Job :: Pull every line holding the string "React" from the records below.

Records supplied ::
* * * *

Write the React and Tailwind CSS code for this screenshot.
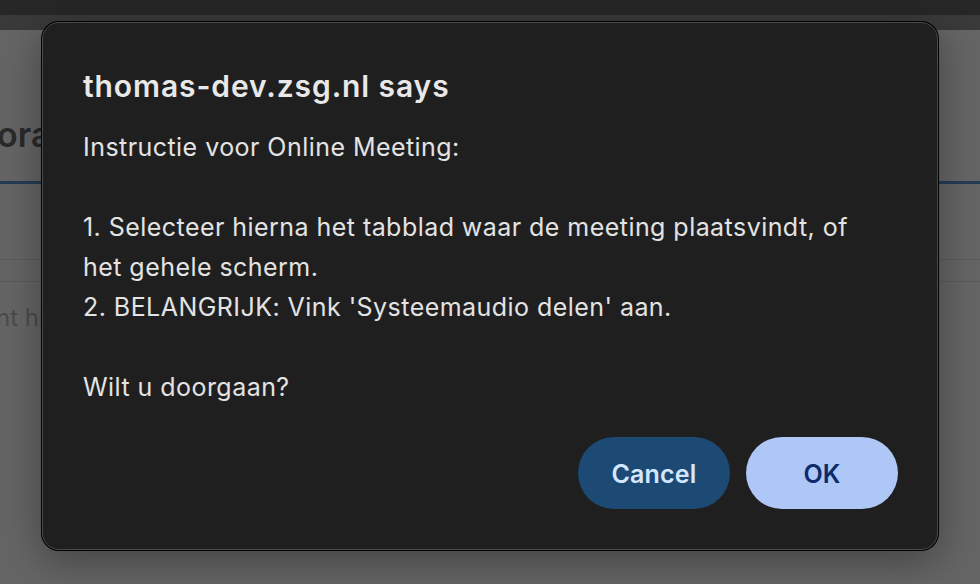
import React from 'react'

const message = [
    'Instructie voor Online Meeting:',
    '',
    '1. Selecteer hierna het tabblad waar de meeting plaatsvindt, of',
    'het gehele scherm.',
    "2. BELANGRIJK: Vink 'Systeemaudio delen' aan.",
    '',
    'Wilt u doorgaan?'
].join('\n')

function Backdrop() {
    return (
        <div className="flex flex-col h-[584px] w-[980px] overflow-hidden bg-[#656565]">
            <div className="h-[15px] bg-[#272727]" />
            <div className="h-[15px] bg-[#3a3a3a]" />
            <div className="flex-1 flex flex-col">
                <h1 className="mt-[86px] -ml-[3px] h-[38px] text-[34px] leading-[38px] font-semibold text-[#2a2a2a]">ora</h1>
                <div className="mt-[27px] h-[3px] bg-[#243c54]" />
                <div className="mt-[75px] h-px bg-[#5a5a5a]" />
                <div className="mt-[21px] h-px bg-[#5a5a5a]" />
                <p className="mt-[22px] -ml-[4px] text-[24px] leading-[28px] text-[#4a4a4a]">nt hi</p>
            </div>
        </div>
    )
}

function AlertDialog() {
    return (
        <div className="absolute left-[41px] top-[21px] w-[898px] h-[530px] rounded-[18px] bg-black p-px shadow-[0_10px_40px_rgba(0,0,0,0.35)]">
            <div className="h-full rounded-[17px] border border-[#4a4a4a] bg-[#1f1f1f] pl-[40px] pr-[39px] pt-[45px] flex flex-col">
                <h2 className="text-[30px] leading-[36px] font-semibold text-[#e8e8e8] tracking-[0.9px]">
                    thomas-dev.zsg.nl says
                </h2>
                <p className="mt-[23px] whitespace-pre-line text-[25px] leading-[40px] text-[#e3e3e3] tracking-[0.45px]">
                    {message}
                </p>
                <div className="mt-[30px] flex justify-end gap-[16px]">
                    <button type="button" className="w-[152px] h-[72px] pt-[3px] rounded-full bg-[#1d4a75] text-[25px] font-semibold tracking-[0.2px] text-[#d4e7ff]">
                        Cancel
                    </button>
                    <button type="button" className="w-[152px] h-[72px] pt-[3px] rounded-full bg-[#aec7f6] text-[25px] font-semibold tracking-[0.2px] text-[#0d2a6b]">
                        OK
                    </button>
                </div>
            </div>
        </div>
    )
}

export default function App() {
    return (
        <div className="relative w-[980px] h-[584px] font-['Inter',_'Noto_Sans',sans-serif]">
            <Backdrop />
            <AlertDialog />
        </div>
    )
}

* * * *

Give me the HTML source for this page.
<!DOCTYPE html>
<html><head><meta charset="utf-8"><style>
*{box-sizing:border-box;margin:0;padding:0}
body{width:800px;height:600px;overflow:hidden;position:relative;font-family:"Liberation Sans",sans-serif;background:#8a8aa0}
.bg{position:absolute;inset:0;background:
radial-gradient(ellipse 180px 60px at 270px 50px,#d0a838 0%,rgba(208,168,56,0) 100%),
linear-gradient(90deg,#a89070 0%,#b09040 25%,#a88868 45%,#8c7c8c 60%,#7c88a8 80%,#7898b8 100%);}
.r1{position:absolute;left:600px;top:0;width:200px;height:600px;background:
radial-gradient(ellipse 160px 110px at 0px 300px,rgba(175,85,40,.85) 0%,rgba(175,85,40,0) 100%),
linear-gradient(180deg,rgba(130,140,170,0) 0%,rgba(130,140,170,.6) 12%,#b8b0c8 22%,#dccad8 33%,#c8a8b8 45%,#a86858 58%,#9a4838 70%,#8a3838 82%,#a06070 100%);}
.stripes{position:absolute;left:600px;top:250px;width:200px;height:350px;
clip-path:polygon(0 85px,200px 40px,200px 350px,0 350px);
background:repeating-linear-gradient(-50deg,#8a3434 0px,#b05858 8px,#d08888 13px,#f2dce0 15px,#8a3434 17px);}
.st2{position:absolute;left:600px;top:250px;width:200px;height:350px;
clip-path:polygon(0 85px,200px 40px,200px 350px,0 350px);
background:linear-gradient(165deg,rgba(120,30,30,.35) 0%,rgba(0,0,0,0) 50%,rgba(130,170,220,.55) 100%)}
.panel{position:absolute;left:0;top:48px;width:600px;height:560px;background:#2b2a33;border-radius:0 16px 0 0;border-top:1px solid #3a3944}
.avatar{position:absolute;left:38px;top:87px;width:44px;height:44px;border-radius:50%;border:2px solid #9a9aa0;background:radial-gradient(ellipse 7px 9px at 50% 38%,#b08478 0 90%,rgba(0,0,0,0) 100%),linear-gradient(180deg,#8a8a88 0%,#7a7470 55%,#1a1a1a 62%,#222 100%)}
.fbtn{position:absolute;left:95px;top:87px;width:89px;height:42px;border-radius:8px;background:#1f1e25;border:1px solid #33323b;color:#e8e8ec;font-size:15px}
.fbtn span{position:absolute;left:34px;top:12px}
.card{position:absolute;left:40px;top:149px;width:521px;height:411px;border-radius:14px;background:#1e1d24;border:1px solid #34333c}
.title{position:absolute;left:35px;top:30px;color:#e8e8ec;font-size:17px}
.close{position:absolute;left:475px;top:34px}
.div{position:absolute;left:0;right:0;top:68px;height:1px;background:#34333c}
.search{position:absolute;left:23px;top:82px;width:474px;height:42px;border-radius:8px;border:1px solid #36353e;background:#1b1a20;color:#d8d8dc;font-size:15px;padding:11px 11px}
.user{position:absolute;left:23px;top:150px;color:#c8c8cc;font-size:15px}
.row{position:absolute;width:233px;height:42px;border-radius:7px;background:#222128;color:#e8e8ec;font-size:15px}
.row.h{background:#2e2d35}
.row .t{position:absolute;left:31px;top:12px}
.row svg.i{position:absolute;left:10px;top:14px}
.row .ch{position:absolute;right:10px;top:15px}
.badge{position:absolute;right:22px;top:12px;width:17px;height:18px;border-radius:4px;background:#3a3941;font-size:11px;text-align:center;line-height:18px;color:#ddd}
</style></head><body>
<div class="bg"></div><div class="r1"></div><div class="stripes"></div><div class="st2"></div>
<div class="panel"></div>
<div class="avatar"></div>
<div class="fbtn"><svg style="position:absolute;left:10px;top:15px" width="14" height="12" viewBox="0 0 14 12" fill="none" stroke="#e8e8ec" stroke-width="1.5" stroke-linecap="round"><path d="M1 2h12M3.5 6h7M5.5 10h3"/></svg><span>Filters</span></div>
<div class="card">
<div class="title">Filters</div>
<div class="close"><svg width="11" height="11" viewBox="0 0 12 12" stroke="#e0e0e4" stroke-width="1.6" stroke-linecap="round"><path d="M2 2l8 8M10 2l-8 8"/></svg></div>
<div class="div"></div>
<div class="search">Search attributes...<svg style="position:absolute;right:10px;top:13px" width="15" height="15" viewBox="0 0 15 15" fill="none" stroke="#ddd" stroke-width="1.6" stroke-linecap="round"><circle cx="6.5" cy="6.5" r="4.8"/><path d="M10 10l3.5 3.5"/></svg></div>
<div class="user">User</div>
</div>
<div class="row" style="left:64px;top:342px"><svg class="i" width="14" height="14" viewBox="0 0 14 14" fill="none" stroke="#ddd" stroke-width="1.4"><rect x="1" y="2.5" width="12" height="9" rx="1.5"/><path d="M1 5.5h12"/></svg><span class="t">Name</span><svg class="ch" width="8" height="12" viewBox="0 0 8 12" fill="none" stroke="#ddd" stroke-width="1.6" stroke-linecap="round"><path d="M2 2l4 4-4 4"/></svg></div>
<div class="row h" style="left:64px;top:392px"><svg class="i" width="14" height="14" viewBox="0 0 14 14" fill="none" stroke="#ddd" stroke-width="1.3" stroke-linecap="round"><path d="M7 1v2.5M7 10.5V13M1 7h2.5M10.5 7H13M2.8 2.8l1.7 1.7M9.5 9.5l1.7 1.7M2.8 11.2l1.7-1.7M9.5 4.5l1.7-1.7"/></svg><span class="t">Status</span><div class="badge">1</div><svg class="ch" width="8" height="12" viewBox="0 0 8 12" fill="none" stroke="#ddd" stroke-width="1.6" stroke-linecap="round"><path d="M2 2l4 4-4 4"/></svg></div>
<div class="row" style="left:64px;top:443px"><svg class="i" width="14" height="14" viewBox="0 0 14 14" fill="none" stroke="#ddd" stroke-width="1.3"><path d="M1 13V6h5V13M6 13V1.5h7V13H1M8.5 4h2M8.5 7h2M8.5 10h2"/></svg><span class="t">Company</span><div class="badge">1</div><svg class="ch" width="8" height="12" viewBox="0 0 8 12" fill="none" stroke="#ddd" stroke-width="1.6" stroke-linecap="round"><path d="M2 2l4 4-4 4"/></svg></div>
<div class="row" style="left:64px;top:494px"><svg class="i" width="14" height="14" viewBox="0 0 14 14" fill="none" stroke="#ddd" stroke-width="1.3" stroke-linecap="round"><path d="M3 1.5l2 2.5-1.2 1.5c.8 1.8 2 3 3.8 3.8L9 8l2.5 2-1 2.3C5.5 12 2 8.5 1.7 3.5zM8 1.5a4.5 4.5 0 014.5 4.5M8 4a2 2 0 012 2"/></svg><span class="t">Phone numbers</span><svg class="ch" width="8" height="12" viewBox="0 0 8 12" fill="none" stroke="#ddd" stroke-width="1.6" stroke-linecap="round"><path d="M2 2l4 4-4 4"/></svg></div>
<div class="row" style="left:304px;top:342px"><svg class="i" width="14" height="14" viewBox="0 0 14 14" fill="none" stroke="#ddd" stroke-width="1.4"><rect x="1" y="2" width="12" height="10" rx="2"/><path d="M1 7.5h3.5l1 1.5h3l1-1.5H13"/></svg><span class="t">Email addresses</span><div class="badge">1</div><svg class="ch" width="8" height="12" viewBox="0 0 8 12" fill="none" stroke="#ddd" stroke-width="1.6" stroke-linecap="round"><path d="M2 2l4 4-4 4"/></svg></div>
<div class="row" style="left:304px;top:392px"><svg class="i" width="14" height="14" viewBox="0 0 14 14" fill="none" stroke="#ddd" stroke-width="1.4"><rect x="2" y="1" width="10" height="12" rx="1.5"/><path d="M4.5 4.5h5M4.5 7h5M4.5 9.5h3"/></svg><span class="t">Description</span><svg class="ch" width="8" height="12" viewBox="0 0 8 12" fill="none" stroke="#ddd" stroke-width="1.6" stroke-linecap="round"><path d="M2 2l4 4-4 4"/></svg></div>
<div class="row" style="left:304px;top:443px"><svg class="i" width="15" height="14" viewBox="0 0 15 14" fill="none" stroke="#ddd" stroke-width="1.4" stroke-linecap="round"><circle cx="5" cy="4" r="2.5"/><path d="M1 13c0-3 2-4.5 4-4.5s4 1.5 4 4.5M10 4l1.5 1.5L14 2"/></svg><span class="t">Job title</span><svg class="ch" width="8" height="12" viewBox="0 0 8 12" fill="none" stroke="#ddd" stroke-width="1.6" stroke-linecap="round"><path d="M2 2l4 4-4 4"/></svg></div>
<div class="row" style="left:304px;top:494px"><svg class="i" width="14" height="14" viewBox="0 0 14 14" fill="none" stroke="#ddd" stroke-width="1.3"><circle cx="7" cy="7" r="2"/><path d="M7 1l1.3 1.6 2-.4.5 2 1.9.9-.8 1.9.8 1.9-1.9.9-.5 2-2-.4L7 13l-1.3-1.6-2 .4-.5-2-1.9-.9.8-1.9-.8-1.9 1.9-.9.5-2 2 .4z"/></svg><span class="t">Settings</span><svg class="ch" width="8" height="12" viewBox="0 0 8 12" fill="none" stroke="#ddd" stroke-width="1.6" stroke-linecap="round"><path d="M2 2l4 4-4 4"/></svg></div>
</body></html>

* * * *

Solution to this exercise ::
Write the React and Tailwind CSS code for this screenshot.
import React from 'react'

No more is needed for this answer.